About the errors and solutions encountered in the running example of "Spark Fast Big Data Analysis"

1. Description

In Chapter 2 of the book, there is an example, after building it, run:

${SPARK_HOME}/bin/spark-submit --class com.oreilly.learningsparkexamples.mini.java.WordCount ./target/learning-spark-mini-example-0.0.1.jar ./README.md ./wordcouts

If the spark version used is different from the one used in the book, there will be various problems.
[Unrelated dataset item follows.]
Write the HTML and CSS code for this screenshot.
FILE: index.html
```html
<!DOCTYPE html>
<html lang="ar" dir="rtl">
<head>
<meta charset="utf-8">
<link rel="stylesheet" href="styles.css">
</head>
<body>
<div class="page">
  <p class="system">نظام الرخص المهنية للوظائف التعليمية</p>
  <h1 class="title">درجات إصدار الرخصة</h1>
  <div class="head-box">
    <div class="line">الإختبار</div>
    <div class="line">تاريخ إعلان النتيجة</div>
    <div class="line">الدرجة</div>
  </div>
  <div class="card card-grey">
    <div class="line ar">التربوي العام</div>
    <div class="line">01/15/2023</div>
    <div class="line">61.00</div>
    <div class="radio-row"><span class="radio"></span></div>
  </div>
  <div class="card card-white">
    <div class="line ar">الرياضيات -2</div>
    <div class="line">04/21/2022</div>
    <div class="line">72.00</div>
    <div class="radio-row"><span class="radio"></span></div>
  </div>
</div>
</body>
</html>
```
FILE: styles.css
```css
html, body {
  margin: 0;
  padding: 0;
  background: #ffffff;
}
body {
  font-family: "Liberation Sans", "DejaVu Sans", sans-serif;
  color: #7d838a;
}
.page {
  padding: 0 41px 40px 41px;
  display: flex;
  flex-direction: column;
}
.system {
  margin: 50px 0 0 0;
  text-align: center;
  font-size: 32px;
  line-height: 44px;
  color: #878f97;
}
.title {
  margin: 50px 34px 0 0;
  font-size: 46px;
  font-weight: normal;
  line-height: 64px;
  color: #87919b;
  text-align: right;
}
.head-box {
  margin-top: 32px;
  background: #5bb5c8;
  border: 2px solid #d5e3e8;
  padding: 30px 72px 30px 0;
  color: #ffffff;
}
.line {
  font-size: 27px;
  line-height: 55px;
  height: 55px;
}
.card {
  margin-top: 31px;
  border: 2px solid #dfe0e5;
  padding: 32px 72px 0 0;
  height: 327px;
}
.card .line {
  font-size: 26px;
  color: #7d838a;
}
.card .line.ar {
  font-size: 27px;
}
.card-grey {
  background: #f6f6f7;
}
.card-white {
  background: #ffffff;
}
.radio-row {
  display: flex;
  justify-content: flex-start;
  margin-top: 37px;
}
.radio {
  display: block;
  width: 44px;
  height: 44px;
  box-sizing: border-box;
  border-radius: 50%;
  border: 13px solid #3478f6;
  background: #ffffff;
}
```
For example, the book uses 1.2.0 and I use the latest 2.3.0.

 

2. Problems and solutions

1. When compiling for the first time, an error similar to the following appears:

ERROR Executor: Exception in task 0.0 in stage 0.0 (TID 0)
java.lang.AbstractMethodError: com.oreilly.learningsparkexamples.mini.java.WordCount$1.call(Ljava/lang/Object;)Ljava/util/Iterator;
....

The first is to solve the problem of version dependencies :

(1) Obtain the spark-core version and the spark version by viewing the following paths:

${SPARK_HOME}/jars/spark-core_x.xx-y.y.y.jar

(2) Modify the pom.xml in the mini-complete-example directory and replace the version number you just checked with the original:

<dependency> <!-- Spark dependency -->
    <groupId>org.apache.spark</groupId>
    <artifactId>spark-core_x.xx</artifactId>
    <version>y.y.y</version>
    <scope>provided</scope>
</dependency>

Recompile.

 

2. The second compilation is estimated to encounter the following error:

Java FlatMapFunction in Spark: error: is not abstract and does not override abstract method call(String) in FlatMapFunction
......

Locate the wrong sentence:

JavaRDD<String> words = input.flatMap(
      new FlatMapFunction<String, String>() {
        public Iterable<String> call(String x) {
          return Arrays.asList(x.split(" "));
        }});

I checked the inheritance rules of the FlatMapFunction <T, R> () interface in the book again, and found no errors. After thinking about it, it may be caused by different versions. I checked the latest version of the api and found that the return type of the method that needs to be implemented has changed:

java.util.Iterator<R>    call(T t)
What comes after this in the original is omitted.